Everything looks a little bigger than life now. Muhammad Ali, moving on the old familiar red canvas of the ring in the Fifth Street Gym in Miami, belaboring a squatty heavyweight from Jamaica, is thicker in all of his dimensions. A barely discernible pad of fat blurs the outlines of a waist that once was slim as a girl's, but the weight is spread evenly; the shoulders are thicker, with heavier muscles, and the arms and legs give the impression now of solid, mature power. He was once a big heavyweight who looked like an overgrown light heavy; now he is a big heavyweight who looks like a big heavyweight.
On this first day of serious preparation for his fight with Joe Frazier, Ali worked six rounds. He went two with the squat Jamaican, two more with a tall, light heavyweight and a final two with a middleweight. He worked with all the spirit and fire he had before the first Liston fight, talking to the hundred-odd people gathered in the grimy gym to watch. Once the middleweight hit him a light blow to the jaw with his right and Muhammad fell heavily. He climbed laboriously to his hands and knees, shaking his head dramatically, then toppled over again, for all the world like Liston in the first round of their second fight, in Maine. It was a good act and a fine put-on, and the small crowd howled with laughter.
Later, having finished a virtuoso performance on the light bag, a skill he developed after the Liston fights to toughen his hands, he sat on the edge of a rubbing table and shook his head, his face for once serious.
"These first days are hard," he said, though he was breathing easily. "Ain't in my lungs—they all right. It's in my muscles. They get tired. Ain't like when I was a young man. Now I'm older, gonna be 29."
He no longer has a baby face. The planes are wider and stronger, and he looks tough. There still are no marks on his face, but somehow it belongs to a fighter. "The dancing is no longer necessary," he said. "When I fought Mildenberger, Patterson, Liston, all of them, I could feel their strength when they leaned on me. Now that ain't true no more. Now I hit with mature strength. All of them punches I threw—bop, bop, bop, bop—maybe a thousand punches, nobody goes down. Now it's gonna be different. Bop! And down he goes."
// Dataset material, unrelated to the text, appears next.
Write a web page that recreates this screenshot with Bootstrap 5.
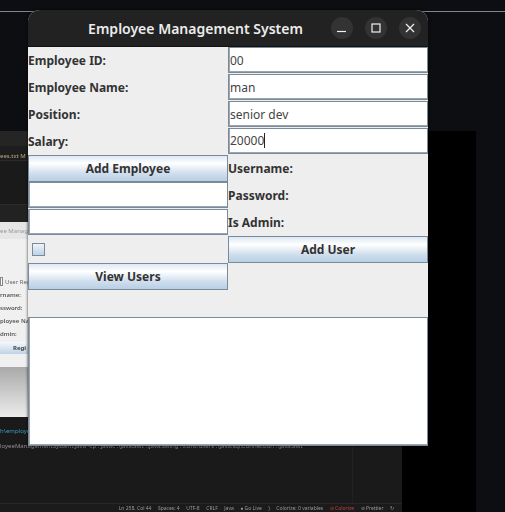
<!DOCTYPE html>
<html lang="en">

<head>
    <meta charset="UTF-8" />
    <title>Employee Management System</title>
    <link rel="stylesheet" href="https://cdn.jsdelivr.net/npm/bootstrap@5.3.2/dist/css/bootstrap.min.css" />
    <style>
        body {
            background: #0c0e12;
            overflow: hidden;
        }

        .desk {
            width: 505px;
            height: 512px;
            overflow: hidden;
            font-family: "Noto Sans", sans-serif;
        }

        .top-line {
            left: 0;
            right: 0;
            top: 11px;
            height: 1px;
            background: #7f8590;
        }

        .black-block {
            left: 402px;
            top: 131px;
            width: 74px;
            height: 381px;
            background: #000;
        }

        /* the blurred editor behind the app window */
        .code-win {
            left: 0;
            top: 131px;
            width: 402px;
            height: 381px;
            background: #1a1a1a;
            filter: blur(.7px);
            font-size: 6px;
            line-height: 12px;
        }

        .code-head {
            height: 15px;
            background: #252525;
        }

        .code-tabs {
            height: 15px;
            background: #1d1d1d;
            border-bottom: 1px solid #2b2b2b;
            color: #b9a878;
            line-height: 20px;
        }

        .code-gap {
            height: 44px;
            border-bottom: 1px solid #2a2a2a;
        }

        .code-gap2 {
            height: 17px;
            background: #222;
        }

        .shot-win {
            height: 145px;
            background: #f0f0f0;
            color: #444;
            white-space: nowrap;
            overflow: hidden;
        }

        .shot-title {
            height: 17px;
            background: #e6e6e6;
            color: #999;
            padding-top: 3px;
        }

        .shot-tab {
            margin-top: 35px;
            height: 15px;
            color: #666;
        }

        .shot-box {
            width: 3px;
            height: 9px;
            border: 1px solid #888;
            background: #fff;
            margin-right: 2px;
        }

        .shot-lbl {
            height: 13px;
            font-weight: 600;
            color: #555;
        }

        .shot-btn {
            height: 12px;
            margin-top: 1px;
            padding-left: 13px;
            background: linear-gradient(#f4f8fb, #bfd2e6);
            font-weight: 700;
            color: #444;
        }

        .shot-fade {
            height: 50px;
            background: linear-gradient(#a9a9a9, #ececec);
        }

        .term-path {
            color: #3f9cc0;
            height: 15px;
            margin-top: 8px;
            white-space: nowrap;
        }

        .term-cmd {
            color: #8f8f8f;
            white-space: nowrap;
        }

        .term-split {
            left: 352px;
            top: 315px;
            bottom: 9px;
            width: 1px;
            background: #222;
        }

        .code-status {
            left: 0;
            right: 0;
            bottom: 0;
            height: 9px;
            padding-right: 8px;
            border-top: 1px solid #272727;
            background: #1b1b1b;
            color: #9a9a9a;
            font-size: 5px;
            line-height: 8px;
            gap: 6.5px;
        }

        .status-red {
            color: #c9403c;
        }

        /* app window */
        .app-win {
            left: 28px;
            top: 10px;
            width: 400px;
            height: 436px;
            background: #eee;
            border-radius: 12px 12px 0 0;
            box-shadow: 0 0 3px rgba(0, 0, 0, .8);
        }

        .app-bar {
            height: 37px;
            background: #222;
            border-radius: 12px 12px 0 0;
            border-bottom: 1px solid #111;
            padding-right: 7px;
        }

        .app-title {
            font-weight: 600;
            font-size: 14px;
            color: #ececec;
            padding-left: 44px;
        }

        .bar-btn {
            width: 22px;
            height: 22px;
            padding: 0;
            border: 0;
            background: #333;
            margin-left: 12px;
        }

        .app-grid {
            display: grid;
            grid-template-columns: 200px 200px;
            grid-template-rows: repeat(10, 27px) 129px;
            background: #eee;
        }

        .app-lbl {
            font-size: 12px;
            font-weight: 700;
            color: #333;
            line-height: 27px;
        }

        .app-field {
            height: 26px;
            margin: 0 1px 1px 0;
            padding: 0 1px;
            font-family: "Noto Sans", sans-serif;
            font-size: 12px;
            line-height: 24px;
            color: #444;
            border: 1px solid #7a8a99;
            border-radius: 0;
            background: #fff;
            box-shadow: inset 1px 0 0 #9aa7b3, inset 0 -1px 0 #9aa7b3;
        }

        .app-caret {
            display: inline-block;
            width: 1px;
            height: 15px;
            background: #222;
            vertical-align: -3px;
        }

        .app-btn {
            height: 27px;
            padding: 0;
            font-size: 12px;
            font-weight: 700;
            font-family: "Noto Sans", sans-serif;
            color: #333;
            border: 1px solid #7a8a99;
            border-radius: 0;
            background: linear-gradient(#dde8f3, #fff 30%, #cfdeed 70%, #b8cfe5);
        }

        .form-check-input[type=checkbox].app-check {
            width: 13px;
            height: 13px;
            margin: 0 0 0 4px;
            border: 1px solid #7a8a99;
            border-radius: 0;
            background: linear-gradient(#eef3f8, #bfd2e6);
        }

        .app-area {
            grid-column: 1 / span 2;
            height: 129px;
            resize: none;
            border: 1px solid #7a8a99;
            border-radius: 0;
            background: #fff;
            box-shadow: inset 1px 0 0 #9aa7b3, inset 0 -1px 0 #9aa7b3;
        }
    </style>
</head>

<body>
    <div class="desk position-relative">
        <div class="top-line position-absolute"></div>
        <div class="black-block position-absolute"></div>

        <div class="code-win position-absolute">
            <div class="code-head"></div>
            <div class="code-tabs">ees.txt M</div>
            <div class="code-gap"></div>
            <div class="code-gap2"></div>
            <div class="shot-win">
                <div class="shot-title">ee Manag</div>
                <div class="shot-tab d-flex align-items-center"><span class="shot-box"></span>User Reg</div>
                <div class="shot-lbl">rname:</div>
                <div class="shot-lbl">ssword:</div>
                <div class="shot-lbl">ployee Na</div>
                <div class="shot-lbl">dmin:</div>
                <div class="shot-btn">Regi</div>
            </div>
            <div class="shot-fade"></div>
            <div class="term-path">h\employe</div>
            <div class="term-cmd">loyeeManagementSystem.java -cp . javac .\java.awt .\java.swing .\controllers .\java.sql.Connection .\java.awt</div>
            <div class="term-split position-absolute"></div>
            <div class="code-status position-absolute d-flex justify-content-end align-items-center">
                <span>Ln 258, Col 44</span>
                <span>Spaces: 4</span>
                <span>UTF-8</span>
                <span>CRLF</span>
                <span>Java</span>
                <span>● Go Live</span>
                <span>)</span>
                <span>Colorize: 0 variables</span>
                <span class="status-red">⊘ Colorize</span>
                <span>⊘ Prettier</span>
                <span>↻</span>
            </div>
        </div>

        <div class="app-win position-absolute">
            <div class="app-bar d-flex align-items-center">
                <div class="app-title flex-grow-1 text-center">Employee Management System</div>
                <button class="bar-btn rounded-circle d-flex align-items-center justify-content-center" aria-label="Minimize">
                    <svg width="10" height="10" viewBox="0 0 10 10"><path d="M0 8.5H9" stroke="#f0f0f0" stroke-width="1.2" fill="none" /></svg>
                </button>
                <button class="bar-btn rounded-circle d-flex align-items-center justify-content-center" aria-label="Maximize">
                    <svg width="10" height="10" viewBox="0 0 10 10"><rect x="1" y="1" width="8" height="8" stroke="#f0f0f0" stroke-width="1.2" fill="none" /></svg>
                </button>
                <button class="bar-btn rounded-circle d-flex align-items-center justify-content-center" aria-label="Close">
                    <svg width="10" height="10" viewBox="0 0 10 10"><path d="M1 1L9 9M9 1L1 9" stroke="#f0f0f0" stroke-width="1.2" fill="none" /></svg>
                </button>
            </div>

            <div class="app-grid">
                <label class="app-lbl">Employee ID:</label>
                <input class="form-control app-field" value="00" />

                <label class="app-lbl">Employee Name:</label>
                <input class="form-control app-field" value="man" />

                <label class="app-lbl">Position:</label>
                <input class="form-control app-field" value="senior dev" />

                <label class="app-lbl">Salary:</label>
                <div class="form-control app-field">20000<span class="app-caret"></span></div>

                <button class="btn app-btn">Add Employee</button>
                <label class="app-lbl">Username:</label>

                <input class="form-control app-field" />
                <label class="app-lbl">Password:</label>

                <input class="form-control app-field" />
                <label class="app-lbl">Is Admin:</label>

                <div class="d-flex align-items-center"><input type="checkbox" class="form-check-input app-check" /></div>
                <button class="btn app-btn">Add User</button>

                <button class="btn app-btn">View Users</button>
                <div></div>

                <div></div>
                <div></div>

                <textarea class="form-control app-area"></textarea>
            </div>
        </div>
    </div>

    <script src="https://cdn.jsdelivr.net/npm/bootstrap@5.3.2/dist/js/bootstrap.bundle.min.js"></script>
</body>

</html>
He looked down at the thickened waist and felt himself there. "I'm 228 now," he said. "I'm gonna fight maybe 215, 218. Used to be I wanted to keep that slim, beautiful body, but I'm getting older and I'm getting stronger, and I'm naturally getting bigger. I ain't so slim, but I don't want to be. Now I'm a mature man. A strong man."
A photographer from Ebony magazine asked him to pose with Jimmy Ellis and he got up, kidding with Ellis. They feinted at each other a few times and he reached out and held Ellis off with a long left arm, demonstrating that Ellis could not get to him. Ellis broke up and the photographer asked them to look serious. They glared at each other for a moment and laughed again after the picture had been snapped.
"You next," Ali said to Ellis. "Seven days after you fight me, you gonna be a week-old ghost." He sat down in a chair against the wall and kept talking.
"Tomorrow morning I start running," he said. "Three miles. I get up to five, but no more. People ask me if I lost anything, if I ain't as sharp. I'm just as sharp. I just fight different now. They worry about my condition. They should worry about Frazier's. He's rustier than me. He went only two rounds with Foster and just a few rounds with Ellis. Meantime, I had three rounds with Quarry and 15 rounds with Bonavena. Oscar did me a favor. He got me in shape for Frazier."
He got up and hunched over and threw some short, awkward punches. "The Quarry fight," he said. "Now Quarry don't move much, look for you to come to him, so I fight him one way. I move around him, hit him. I felt good. I been away 3½ years, no other heavyweight in the history of the world could come back and beat up Quarry like I did, quicker than Joe Frazier. And I felt good. Strong. Never got tired. Fought him the way I wanted to.